▶ [DATASET EXCERPTS]:

+ + + + + + +

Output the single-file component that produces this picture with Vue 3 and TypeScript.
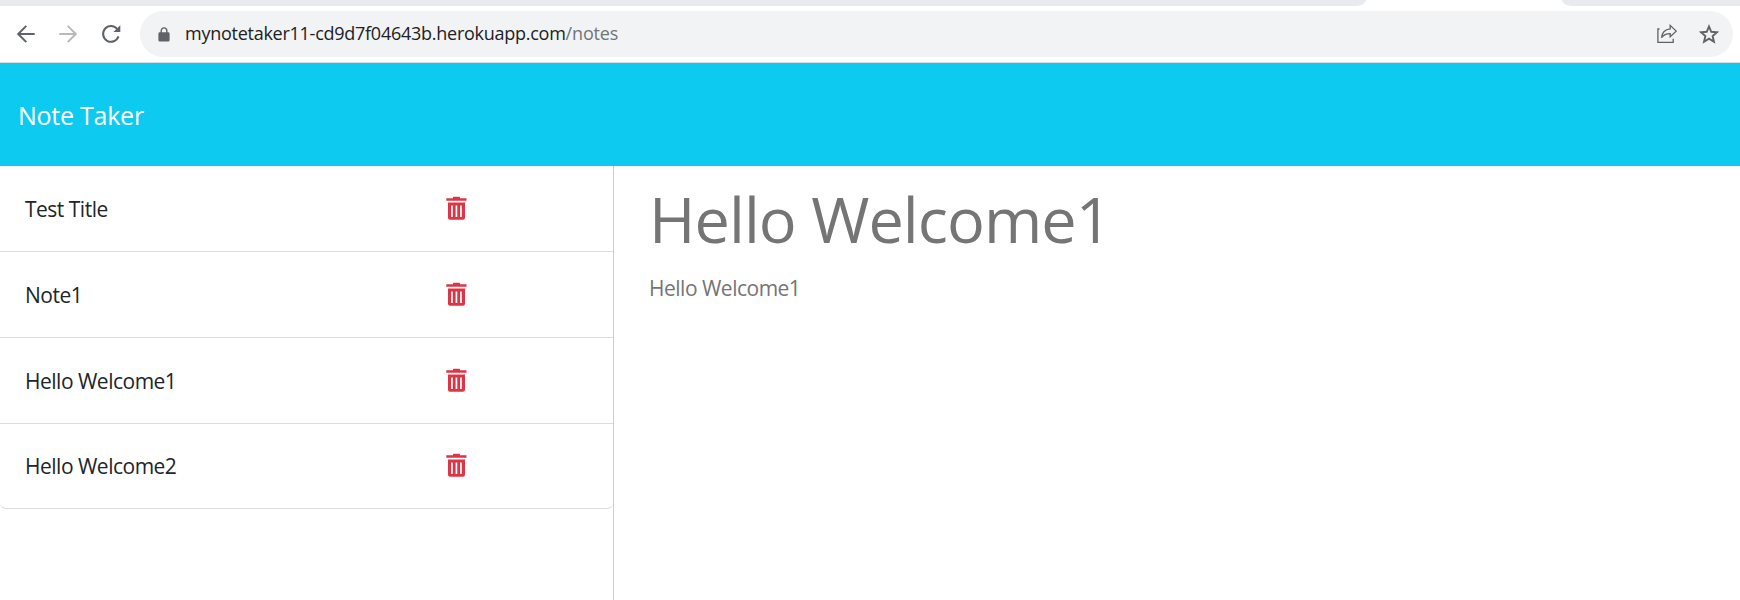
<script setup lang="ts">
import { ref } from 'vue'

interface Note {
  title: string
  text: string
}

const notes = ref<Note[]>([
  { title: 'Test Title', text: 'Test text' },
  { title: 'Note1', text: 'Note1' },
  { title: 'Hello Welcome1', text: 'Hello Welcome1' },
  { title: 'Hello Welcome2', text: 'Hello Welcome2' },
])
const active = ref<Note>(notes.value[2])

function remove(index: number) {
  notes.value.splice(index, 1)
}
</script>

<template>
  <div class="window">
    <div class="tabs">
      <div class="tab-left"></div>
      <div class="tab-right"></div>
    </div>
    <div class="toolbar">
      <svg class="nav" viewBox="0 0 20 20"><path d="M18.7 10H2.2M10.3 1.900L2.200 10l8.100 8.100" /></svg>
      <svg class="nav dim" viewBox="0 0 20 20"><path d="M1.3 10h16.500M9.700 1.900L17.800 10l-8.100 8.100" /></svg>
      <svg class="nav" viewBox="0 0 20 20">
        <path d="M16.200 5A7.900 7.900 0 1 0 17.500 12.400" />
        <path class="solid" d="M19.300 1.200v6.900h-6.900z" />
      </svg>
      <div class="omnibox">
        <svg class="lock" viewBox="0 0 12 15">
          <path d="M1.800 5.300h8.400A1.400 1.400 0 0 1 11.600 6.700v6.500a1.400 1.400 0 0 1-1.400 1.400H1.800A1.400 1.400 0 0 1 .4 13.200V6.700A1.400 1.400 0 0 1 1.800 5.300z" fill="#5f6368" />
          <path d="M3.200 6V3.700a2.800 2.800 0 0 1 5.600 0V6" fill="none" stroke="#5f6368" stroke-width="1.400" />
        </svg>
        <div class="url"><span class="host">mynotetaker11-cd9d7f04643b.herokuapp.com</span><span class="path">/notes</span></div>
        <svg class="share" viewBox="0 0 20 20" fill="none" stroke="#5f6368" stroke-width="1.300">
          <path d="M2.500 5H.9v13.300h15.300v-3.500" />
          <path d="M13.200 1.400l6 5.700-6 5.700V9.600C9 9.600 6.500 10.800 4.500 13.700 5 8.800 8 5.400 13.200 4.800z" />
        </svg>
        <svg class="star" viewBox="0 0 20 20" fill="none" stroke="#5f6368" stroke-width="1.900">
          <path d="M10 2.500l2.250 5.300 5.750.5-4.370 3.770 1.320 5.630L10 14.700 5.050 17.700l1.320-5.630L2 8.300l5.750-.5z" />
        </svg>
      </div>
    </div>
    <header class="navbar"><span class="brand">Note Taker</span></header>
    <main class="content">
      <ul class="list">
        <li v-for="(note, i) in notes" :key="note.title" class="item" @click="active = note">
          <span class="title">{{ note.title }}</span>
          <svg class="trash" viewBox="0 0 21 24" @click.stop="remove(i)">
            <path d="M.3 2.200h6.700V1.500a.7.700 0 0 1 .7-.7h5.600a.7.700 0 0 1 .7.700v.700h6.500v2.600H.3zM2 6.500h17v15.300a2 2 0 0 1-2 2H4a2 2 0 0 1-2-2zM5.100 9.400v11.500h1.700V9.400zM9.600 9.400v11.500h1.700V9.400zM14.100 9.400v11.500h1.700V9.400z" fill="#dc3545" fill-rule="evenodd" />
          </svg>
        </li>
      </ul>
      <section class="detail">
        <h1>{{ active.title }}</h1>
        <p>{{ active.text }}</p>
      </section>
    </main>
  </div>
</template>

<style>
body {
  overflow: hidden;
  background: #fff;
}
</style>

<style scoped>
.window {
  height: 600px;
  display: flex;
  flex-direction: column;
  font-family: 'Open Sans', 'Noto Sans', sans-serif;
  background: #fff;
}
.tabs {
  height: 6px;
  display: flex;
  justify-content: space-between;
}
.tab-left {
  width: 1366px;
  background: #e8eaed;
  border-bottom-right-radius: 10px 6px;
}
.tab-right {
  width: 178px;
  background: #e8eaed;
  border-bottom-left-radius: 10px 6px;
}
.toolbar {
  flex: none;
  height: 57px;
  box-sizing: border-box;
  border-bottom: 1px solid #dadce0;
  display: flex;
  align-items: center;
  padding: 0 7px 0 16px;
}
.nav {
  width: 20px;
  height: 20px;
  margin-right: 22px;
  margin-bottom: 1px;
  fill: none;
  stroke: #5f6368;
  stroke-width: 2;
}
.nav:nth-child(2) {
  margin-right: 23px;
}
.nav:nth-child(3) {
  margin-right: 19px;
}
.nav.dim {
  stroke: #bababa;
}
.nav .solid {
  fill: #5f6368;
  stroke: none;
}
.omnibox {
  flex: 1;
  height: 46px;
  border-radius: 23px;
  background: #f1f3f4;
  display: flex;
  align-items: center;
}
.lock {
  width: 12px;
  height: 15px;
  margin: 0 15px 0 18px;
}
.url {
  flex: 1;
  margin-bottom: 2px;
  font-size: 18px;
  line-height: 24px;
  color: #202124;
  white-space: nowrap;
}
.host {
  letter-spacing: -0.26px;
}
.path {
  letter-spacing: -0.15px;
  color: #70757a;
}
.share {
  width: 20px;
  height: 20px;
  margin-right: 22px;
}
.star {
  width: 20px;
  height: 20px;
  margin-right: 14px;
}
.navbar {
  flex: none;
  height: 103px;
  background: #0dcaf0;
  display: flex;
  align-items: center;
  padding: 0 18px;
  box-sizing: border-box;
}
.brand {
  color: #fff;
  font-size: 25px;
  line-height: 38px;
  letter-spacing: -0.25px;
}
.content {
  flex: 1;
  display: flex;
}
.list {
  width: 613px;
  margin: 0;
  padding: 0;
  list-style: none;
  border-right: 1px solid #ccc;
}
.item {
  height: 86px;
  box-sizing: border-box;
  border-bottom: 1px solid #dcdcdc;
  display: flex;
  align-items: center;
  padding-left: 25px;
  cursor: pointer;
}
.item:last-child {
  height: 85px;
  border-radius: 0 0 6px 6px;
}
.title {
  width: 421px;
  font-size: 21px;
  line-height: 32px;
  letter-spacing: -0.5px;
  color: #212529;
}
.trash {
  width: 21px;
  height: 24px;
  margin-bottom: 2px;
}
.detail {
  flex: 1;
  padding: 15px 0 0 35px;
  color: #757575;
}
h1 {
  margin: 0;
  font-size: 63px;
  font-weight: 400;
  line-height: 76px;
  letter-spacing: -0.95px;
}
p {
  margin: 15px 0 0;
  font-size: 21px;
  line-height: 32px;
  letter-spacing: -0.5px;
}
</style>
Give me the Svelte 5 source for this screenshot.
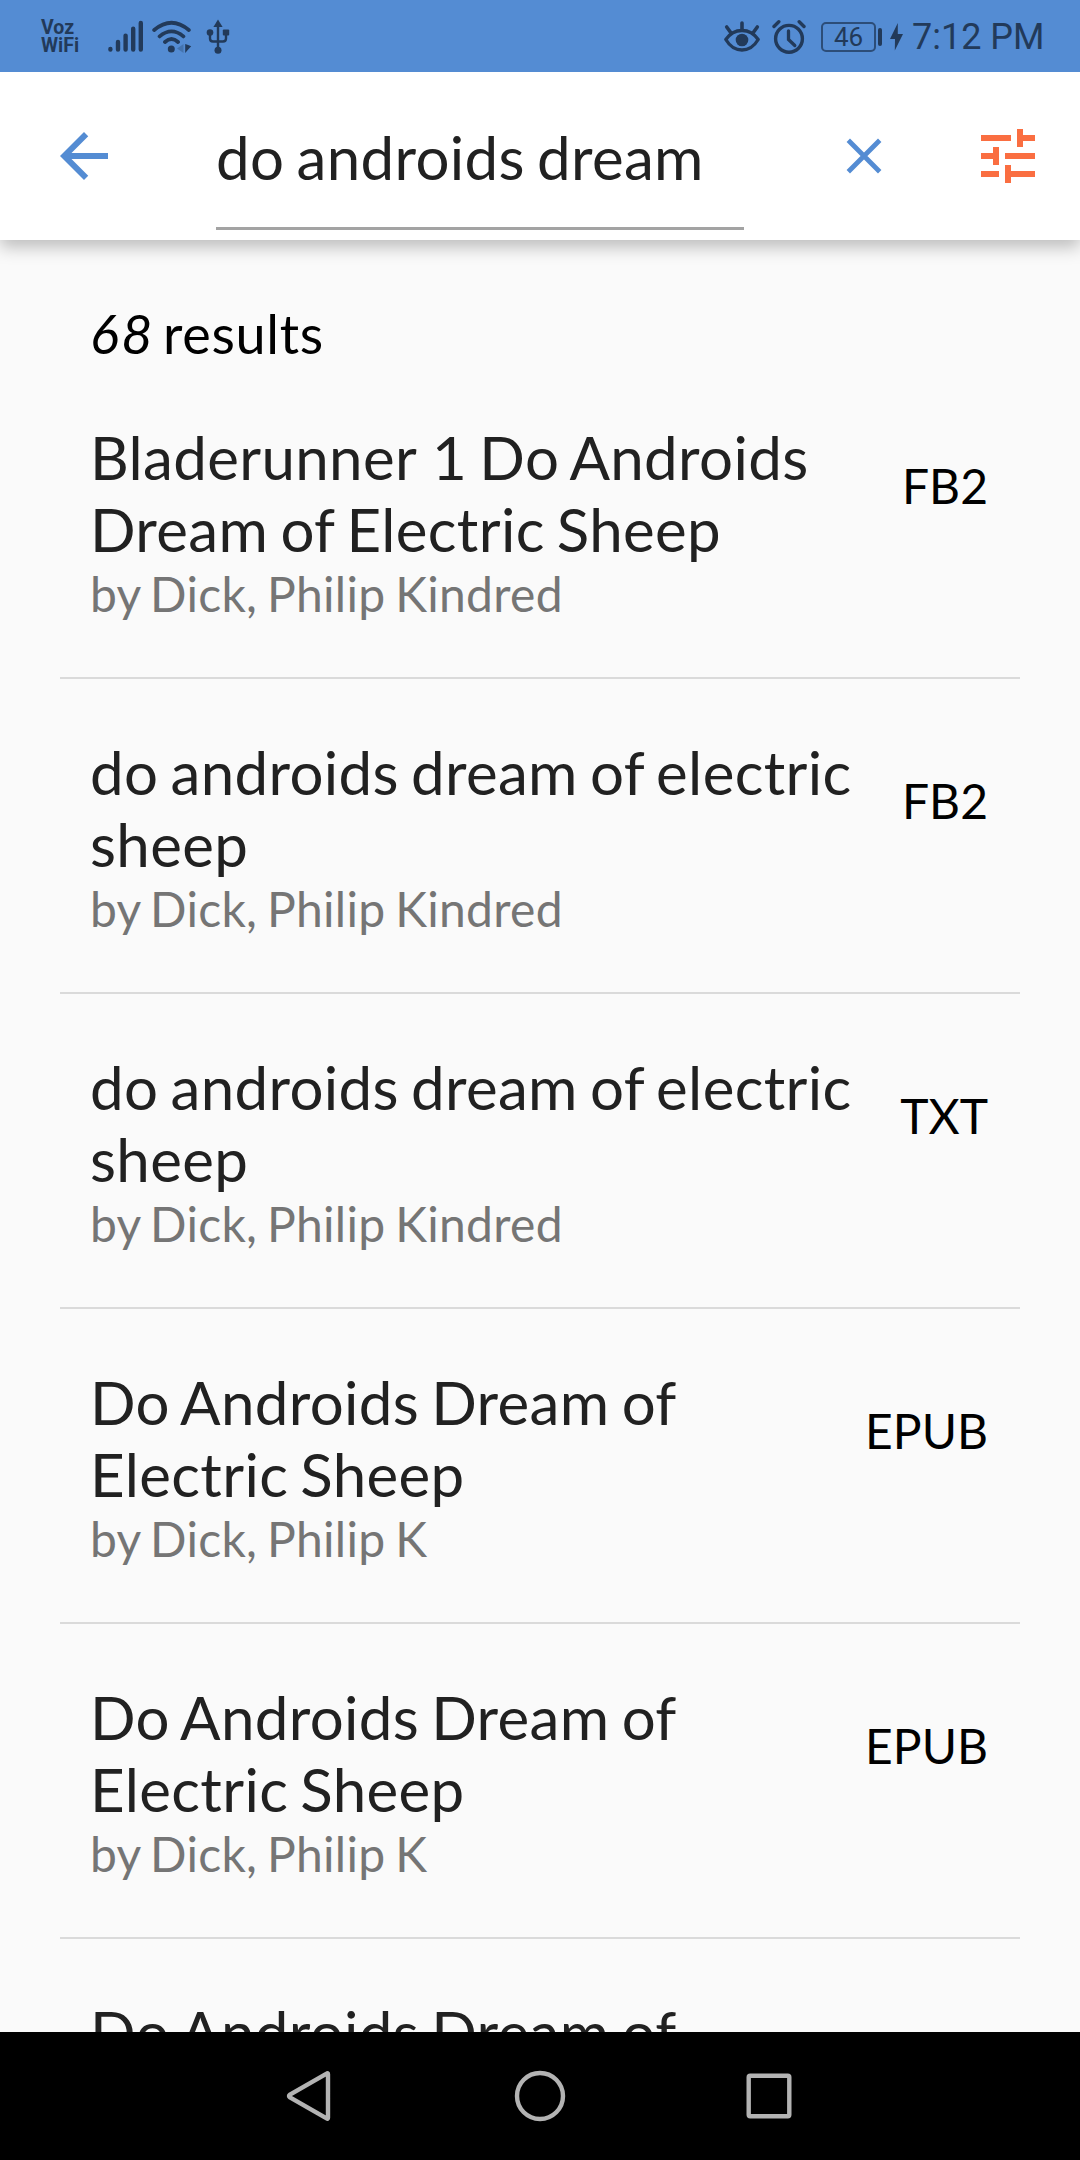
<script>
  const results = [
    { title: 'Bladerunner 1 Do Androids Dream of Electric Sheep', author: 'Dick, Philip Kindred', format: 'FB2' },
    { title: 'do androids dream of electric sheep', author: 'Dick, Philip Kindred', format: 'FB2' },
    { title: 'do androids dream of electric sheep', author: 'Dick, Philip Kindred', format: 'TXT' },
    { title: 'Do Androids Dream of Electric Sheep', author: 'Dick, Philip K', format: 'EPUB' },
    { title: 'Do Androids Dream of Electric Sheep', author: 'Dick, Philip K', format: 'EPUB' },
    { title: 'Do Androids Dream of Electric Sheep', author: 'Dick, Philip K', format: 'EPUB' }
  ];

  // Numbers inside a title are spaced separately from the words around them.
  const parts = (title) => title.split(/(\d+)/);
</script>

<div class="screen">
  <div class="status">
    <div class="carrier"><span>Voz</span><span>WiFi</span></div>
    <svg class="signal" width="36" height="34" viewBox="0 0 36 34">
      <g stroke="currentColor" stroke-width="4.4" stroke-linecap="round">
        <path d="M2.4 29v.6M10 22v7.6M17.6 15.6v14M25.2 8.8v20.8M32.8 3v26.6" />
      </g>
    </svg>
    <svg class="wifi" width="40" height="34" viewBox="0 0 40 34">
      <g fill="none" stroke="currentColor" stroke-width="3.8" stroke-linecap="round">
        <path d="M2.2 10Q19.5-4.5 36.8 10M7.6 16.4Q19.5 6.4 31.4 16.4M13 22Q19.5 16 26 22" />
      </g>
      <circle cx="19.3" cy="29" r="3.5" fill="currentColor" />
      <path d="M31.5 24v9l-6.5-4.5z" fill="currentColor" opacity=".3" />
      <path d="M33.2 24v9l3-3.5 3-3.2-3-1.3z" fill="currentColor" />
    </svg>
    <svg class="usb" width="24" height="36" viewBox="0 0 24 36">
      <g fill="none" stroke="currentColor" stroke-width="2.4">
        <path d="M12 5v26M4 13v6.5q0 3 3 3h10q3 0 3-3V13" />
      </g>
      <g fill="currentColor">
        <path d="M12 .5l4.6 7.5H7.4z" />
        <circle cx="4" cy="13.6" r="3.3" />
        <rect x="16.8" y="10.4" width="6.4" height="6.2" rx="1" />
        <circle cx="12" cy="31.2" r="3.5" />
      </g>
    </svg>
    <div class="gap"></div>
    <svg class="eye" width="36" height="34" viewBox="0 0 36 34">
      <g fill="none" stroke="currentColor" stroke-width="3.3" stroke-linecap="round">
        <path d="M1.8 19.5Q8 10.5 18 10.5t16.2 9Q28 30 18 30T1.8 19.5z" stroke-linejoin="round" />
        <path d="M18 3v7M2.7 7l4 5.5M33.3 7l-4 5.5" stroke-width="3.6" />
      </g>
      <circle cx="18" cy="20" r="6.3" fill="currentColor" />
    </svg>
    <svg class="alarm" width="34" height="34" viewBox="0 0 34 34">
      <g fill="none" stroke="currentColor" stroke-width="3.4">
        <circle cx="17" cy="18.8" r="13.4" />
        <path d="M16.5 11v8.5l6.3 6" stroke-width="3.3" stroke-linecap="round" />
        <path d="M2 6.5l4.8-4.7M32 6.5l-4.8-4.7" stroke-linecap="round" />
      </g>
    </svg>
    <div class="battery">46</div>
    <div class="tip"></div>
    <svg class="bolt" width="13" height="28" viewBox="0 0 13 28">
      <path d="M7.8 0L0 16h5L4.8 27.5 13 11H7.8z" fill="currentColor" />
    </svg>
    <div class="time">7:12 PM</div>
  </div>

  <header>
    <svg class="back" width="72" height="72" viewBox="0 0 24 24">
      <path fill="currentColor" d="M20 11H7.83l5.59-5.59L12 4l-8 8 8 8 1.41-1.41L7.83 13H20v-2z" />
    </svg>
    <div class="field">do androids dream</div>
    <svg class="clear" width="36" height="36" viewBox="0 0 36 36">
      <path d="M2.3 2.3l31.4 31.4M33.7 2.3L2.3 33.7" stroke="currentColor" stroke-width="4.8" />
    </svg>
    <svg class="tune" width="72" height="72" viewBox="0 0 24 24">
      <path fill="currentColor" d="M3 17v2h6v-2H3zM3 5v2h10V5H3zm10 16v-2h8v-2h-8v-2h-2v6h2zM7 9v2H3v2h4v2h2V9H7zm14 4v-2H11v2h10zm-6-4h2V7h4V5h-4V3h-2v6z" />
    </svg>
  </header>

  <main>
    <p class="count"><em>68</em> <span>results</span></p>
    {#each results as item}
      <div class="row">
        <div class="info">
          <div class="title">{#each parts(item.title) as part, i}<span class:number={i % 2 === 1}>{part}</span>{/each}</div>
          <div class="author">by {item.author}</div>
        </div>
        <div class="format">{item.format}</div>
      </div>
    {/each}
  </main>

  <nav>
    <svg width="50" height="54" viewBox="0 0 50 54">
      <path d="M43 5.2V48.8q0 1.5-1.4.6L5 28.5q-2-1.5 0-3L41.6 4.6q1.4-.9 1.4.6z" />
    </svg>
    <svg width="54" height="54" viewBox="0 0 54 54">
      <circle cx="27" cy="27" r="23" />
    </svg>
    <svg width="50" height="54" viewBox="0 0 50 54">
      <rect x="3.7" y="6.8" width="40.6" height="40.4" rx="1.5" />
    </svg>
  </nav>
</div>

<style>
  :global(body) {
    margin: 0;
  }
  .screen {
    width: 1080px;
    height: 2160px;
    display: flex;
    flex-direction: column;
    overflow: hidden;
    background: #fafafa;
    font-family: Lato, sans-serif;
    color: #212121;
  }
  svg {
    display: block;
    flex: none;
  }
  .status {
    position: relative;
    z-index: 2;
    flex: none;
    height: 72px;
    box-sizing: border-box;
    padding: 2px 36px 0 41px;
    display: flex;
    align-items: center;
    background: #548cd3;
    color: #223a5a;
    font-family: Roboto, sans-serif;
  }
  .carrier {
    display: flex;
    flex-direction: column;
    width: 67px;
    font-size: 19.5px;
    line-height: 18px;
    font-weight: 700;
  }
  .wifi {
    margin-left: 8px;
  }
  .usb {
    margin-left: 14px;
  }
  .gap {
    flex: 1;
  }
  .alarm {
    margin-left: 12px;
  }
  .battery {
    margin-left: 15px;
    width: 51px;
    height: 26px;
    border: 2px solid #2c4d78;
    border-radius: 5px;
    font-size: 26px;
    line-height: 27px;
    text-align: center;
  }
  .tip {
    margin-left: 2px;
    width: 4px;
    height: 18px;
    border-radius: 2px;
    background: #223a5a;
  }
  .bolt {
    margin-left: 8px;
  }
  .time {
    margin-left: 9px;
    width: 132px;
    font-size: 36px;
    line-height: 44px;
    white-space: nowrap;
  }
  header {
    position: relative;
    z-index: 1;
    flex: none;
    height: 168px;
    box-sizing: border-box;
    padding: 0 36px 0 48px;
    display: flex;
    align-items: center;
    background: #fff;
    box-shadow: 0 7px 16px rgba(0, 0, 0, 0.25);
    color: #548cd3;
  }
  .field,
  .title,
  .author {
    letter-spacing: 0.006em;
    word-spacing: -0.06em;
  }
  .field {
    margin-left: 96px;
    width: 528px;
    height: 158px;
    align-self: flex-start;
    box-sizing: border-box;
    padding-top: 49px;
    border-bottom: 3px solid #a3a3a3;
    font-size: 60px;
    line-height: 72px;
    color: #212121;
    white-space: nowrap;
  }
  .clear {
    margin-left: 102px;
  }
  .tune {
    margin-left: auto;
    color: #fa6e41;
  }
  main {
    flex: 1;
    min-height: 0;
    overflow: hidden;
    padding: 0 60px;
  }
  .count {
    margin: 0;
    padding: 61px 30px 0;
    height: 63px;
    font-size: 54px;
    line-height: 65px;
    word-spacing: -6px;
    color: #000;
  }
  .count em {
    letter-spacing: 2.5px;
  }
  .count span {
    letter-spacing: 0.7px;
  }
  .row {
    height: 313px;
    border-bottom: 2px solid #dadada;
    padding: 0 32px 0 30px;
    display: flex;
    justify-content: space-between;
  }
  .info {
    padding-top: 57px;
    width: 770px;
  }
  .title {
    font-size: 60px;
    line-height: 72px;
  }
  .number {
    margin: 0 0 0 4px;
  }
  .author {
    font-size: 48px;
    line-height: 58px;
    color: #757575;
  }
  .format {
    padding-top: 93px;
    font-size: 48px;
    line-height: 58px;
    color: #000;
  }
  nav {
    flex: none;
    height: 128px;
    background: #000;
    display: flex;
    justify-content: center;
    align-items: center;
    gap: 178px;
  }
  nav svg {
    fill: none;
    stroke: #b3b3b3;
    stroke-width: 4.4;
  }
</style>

+ + + + + + +

▶ [TASK TO CARRY OUT]: Search the entries for "this" and copy out each line that has it.

▶ [TASK ANSWER]:
Output the single-file component that produces this picture with Vue 3 and TypeScript.
Give me the Svelte 5 source for this screenshot.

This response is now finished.